Take the data that follows and retype it word for word.
_ _ _ _ _
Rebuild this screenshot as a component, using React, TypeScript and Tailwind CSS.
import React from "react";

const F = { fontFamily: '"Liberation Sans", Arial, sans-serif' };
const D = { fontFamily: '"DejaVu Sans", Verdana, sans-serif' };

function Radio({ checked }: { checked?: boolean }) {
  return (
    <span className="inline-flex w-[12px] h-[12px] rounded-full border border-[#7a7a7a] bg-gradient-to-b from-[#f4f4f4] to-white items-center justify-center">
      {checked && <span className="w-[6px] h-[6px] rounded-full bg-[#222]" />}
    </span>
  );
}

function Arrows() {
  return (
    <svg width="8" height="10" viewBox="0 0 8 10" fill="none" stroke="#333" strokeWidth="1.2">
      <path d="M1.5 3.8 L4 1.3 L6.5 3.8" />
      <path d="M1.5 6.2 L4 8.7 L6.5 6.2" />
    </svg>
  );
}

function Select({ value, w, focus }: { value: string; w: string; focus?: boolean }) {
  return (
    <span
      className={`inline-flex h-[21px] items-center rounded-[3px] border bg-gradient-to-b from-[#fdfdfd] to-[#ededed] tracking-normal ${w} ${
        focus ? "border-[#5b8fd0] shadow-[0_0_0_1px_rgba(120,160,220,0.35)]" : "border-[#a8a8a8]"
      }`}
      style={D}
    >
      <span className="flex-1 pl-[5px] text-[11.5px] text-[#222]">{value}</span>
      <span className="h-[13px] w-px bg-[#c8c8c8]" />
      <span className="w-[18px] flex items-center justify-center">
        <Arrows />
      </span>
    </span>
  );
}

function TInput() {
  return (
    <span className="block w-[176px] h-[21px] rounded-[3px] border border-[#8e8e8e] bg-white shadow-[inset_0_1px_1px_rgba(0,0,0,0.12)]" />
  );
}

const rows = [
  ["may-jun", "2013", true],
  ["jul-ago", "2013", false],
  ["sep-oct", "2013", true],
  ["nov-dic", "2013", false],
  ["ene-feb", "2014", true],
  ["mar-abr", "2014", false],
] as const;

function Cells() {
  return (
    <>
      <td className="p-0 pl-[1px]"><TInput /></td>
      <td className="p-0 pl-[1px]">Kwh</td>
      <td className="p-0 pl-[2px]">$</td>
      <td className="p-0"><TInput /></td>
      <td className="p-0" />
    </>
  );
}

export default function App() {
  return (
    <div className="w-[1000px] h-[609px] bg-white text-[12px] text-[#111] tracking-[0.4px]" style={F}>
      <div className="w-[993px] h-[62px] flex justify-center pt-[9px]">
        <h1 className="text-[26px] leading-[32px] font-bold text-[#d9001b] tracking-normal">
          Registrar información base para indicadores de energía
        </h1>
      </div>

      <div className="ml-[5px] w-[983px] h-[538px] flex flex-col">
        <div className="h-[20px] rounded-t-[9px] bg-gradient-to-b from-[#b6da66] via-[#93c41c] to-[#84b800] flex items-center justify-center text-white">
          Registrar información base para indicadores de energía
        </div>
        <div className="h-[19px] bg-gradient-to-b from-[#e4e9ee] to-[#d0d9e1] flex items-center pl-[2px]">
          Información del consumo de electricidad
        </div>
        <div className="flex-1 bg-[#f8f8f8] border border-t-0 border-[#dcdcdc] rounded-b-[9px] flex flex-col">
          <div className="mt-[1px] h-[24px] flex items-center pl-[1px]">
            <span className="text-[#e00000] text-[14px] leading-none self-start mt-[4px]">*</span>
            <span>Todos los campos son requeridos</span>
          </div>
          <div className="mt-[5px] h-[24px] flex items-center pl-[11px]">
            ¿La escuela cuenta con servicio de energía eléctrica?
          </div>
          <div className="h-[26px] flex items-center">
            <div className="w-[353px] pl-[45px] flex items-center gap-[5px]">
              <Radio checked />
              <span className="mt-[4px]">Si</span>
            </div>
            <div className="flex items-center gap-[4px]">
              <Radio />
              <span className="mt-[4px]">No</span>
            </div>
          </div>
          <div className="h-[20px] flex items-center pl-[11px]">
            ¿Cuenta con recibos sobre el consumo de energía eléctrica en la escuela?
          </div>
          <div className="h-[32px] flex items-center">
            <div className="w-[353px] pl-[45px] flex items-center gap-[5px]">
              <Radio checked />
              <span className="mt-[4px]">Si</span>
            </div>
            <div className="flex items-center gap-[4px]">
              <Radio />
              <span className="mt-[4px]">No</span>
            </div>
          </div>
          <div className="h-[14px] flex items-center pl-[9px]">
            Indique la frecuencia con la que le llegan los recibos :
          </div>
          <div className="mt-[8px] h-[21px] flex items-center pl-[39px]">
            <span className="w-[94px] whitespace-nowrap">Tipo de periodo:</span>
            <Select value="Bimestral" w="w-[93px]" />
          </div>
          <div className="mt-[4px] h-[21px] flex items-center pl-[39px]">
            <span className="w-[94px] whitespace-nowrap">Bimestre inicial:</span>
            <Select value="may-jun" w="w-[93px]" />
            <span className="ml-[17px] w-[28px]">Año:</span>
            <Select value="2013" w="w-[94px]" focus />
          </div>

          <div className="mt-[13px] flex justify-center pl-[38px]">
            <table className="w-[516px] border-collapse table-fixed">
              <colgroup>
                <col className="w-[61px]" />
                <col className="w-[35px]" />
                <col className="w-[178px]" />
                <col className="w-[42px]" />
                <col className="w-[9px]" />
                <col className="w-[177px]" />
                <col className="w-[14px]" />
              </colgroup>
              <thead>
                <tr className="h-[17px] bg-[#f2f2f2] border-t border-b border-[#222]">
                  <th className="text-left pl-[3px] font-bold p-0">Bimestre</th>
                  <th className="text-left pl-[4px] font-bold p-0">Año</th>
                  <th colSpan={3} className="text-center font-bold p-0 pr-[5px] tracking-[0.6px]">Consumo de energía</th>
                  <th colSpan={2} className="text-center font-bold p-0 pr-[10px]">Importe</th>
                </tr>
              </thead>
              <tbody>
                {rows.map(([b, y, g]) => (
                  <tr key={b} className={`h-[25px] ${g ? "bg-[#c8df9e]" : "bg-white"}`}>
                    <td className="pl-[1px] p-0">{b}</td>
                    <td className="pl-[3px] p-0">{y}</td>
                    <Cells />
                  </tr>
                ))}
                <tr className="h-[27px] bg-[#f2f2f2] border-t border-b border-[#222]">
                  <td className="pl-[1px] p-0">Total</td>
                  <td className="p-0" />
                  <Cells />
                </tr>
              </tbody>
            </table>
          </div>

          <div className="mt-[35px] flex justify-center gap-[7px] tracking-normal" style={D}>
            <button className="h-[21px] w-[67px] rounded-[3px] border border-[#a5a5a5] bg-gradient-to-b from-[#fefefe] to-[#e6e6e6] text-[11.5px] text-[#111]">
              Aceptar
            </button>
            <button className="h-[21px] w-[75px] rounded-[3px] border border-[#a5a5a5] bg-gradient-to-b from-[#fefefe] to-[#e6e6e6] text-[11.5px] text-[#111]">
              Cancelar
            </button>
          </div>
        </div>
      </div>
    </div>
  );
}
_ _ _ _ _
--- Response below ---
Rebuild this screenshot as a component, using React, TypeScript and Tailwind CSS.
import React from "react";

const F = { fontFamily: '"Liberation Sans", Arial, sans-serif' };
const D = { fontFamily: '"DejaVu Sans", Verdana, sans-serif' };

function Radio({ checked }: { checked?: boolean }) {
  return (
    <span className="inline-flex w-[12px] h-[12px] rounded-full border border-[#7a7a7a] bg-gradient-to-b from-[#f4f4f4] to-white items-center justify-center">
      {checked && <span className="w-[6px] h-[6px] rounded-full bg-[#222]" />}
    </span>
  );
}

function Arrows() {
  return (
    <svg width="8" height="10" viewBox="0 0 8 10" fill="none" stroke="#333" strokeWidth="1.2">
      <path d="M1.5 3.8 L4 1.3 L6.5 3.8" />
      <path d="M1.5 6.2 L4 8.7 L6.5 6.2" />
    </svg>
  );
}

function Select({ value, w, focus }: { value: string; w: string; focus?: boolean }) {
  return (
    <span
      className={`inline-flex h-[21px] items-center rounded-[3px] border bg-gradient-to-b from-[#fdfdfd] to-[#ededed] tracking-normal ${w} ${
        focus ? "border-[#5b8fd0] shadow-[0_0_0_1px_rgba(120,160,220,0.35)]" : "border-[#a8a8a8]"
      }`}
      style={D}
    >
      <span className="flex-1 pl-[5px] text-[11.5px] text-[#222]">{value}</span>
      <span className="h-[13px] w-px bg-[#c8c8c8]" />
      <span className="w-[18px] flex items-center justify-center">
        <Arrows />
      </span>
    </span>
  );
}

function TInput() {
  return (
    <span className="block w-[176px] h-[21px] rounded-[3px] border border-[#8e8e8e] bg-white shadow-[inset_0_1px_1px_rgba(0,0,0,0.12)]" />
  );
}

const rows = [
  ["may-jun", "2013", true],
  ["jul-ago", "2013", false],
  ["sep-oct", "2013", true],
  ["nov-dic", "2013", false],
  ["ene-feb", "2014", true],
  ["mar-abr", "2014", false],
] as const;

function Cells() {
  return (
    <>
      <td className="p-0 pl-[1px]"><TInput /></td>
      <td className="p-0 pl-[1px]">Kwh</td>
      <td className="p-0 pl-[2px]">$</td>
      <td className="p-0"><TInput /></td>
      <td className="p-0" />
    </>
  );
}

export default function App() {
  return (
    <div className="w-[1000px] h-[609px] bg-white text-[12px] text-[#111] tracking-[0.4px]" style={F}>
      <div className="w-[993px] h-[62px] flex justify-center pt-[9px]">
        <h1 className="text-[26px] leading-[32px] font-bold text-[#d9001b] tracking-normal">
          Registrar información base para indicadores de energía
        </h1>
      </div>

      <div className="ml-[5px] w-[983px] h-[538px] flex flex-col">
        <div className="h-[20px] rounded-t-[9px] bg-gradient-to-b from-[#b6da66] via-[#93c41c] to-[#84b800] flex items-center justify-center text-white">
          Registrar información base para indicadores de energía
        </div>
        <div className="h-[19px] bg-gradient-to-b from-[#e4e9ee] to-[#d0d9e1] flex items-center pl-[2px]">
          Información del consumo de electricidad
        </div>
        <div className="flex-1 bg-[#f8f8f8] border border-t-0 border-[#dcdcdc] rounded-b-[9px] flex flex-col">
          <div className="mt-[1px] h-[24px] flex items-center pl-[1px]">
            <span className="text-[#e00000] text-[14px] leading-none self-start mt-[4px]">*</span>
            <span>Todos los campos son requeridos</span>
          </div>
          <div className="mt-[5px] h-[24px] flex items-center pl-[11px]">
            ¿La escuela cuenta con servicio de energía eléctrica?
          </div>
          <div className="h-[26px] flex items-center">
            <div className="w-[353px] pl-[45px] flex items-center gap-[5px]">
              <Radio checked />
              <span className="mt-[4px]">Si</span>
            </div>
            <div className="flex items-center gap-[4px]">
              <Radio />
              <span className="mt-[4px]">No</span>
            </div>
          </div>
          <div className="h-[20px] flex items-center pl-[11px]">
            ¿Cuenta con recibos sobre el consumo de energía eléctrica en la escuela?
          </div>
          <div className="h-[32px] flex items-center">
            <div className="w-[353px] pl-[45px] flex items-center gap-[5px]">
              <Radio checked />
              <span className="mt-[4px]">Si</span>
            </div>
            <div className="flex items-center gap-[4px]">
              <Radio />
              <span className="mt-[4px]">No</span>
            </div>
          </div>
          <div className="h-[14px] flex items-center pl-[9px]">
            Indique la frecuencia con la que le llegan los recibos :
          </div>
          <div className="mt-[8px] h-[21px] flex items-center pl-[39px]">
            <span className="w-[94px] whitespace-nowrap">Tipo de periodo:</span>
            <Select value="Bimestral" w="w-[93px]" />
          </div>
          <div className="mt-[4px] h-[21px] flex items-center pl-[39px]">
            <span className="w-[94px] whitespace-nowrap">Bimestre inicial:</span>
            <Select value="may-jun" w="w-[93px]" />
            <span className="ml-[17px] w-[28px]">Año:</span>
            <Select value="2013" w="w-[94px]" focus />
          </div>

          <div className="mt-[13px] flex justify-center pl-[38px]">
            <table className="w-[516px] border-collapse table-fixed">
              <colgroup>
                <col className="w-[61px]" />
                <col className="w-[35px]" />
                <col className="w-[178px]" />
                <col className="w-[42px]" />
                <col className="w-[9px]" />
                <col className="w-[177px]" />
                <col className="w-[14px]" />
              </colgroup>
              <thead>
                <tr className="h-[17px] bg-[#f2f2f2] border-t border-b border-[#222]">
                  <th className="text-left pl-[3px] font-bold p-0">Bimestre</th>
                  <th className="text-left pl-[4px] font-bold p-0">Año</th>
                  <th colSpan={3} className="text-center font-bold p-0 pr-[5px] tracking-[0.6px]">Consumo de energía</th>
                  <th colSpan={2} className="text-center font-bold p-0 pr-[10px]">Importe</th>
                </tr>
              </thead>
              <tbody>
                {rows.map(([b, y, g]) => (
                  <tr key={b} className={`h-[25px] ${g ? "bg-[#c8df9e]" : "bg-white"}`}>
                    <td className="pl-[1px] p-0">{b}</td>
                    <td className="pl-[3px] p-0">{y}</td>
                    <Cells />
                  </tr>
                ))}
                <tr className="h-[27px] bg-[#f2f2f2] border-t border-b border-[#222]">
                  <td className="pl-[1px] p-0">Total</td>
                  <td className="p-0" />
                  <Cells />
                </tr>
              </tbody>
            </table>
          </div>

          <div className="mt-[35px] flex justify-center gap-[7px] tracking-normal" style={D}>
            <button className="h-[21px] w-[67px] rounded-[3px] border border-[#a5a5a5] bg-gradient-to-b from-[#fefefe] to-[#e6e6e6] text-[11.5px] text-[#111]">
              Aceptar
            </button>
            <button className="h-[21px] w-[75px] rounded-[3px] border border-[#a5a5a5] bg-gradient-to-b from-[#fefefe] to-[#e6e6e6] text-[11.5px] text-[#111]">
              Cancelar
            </button>
          </div>
        </div>
      </div>
    </div>
  );
}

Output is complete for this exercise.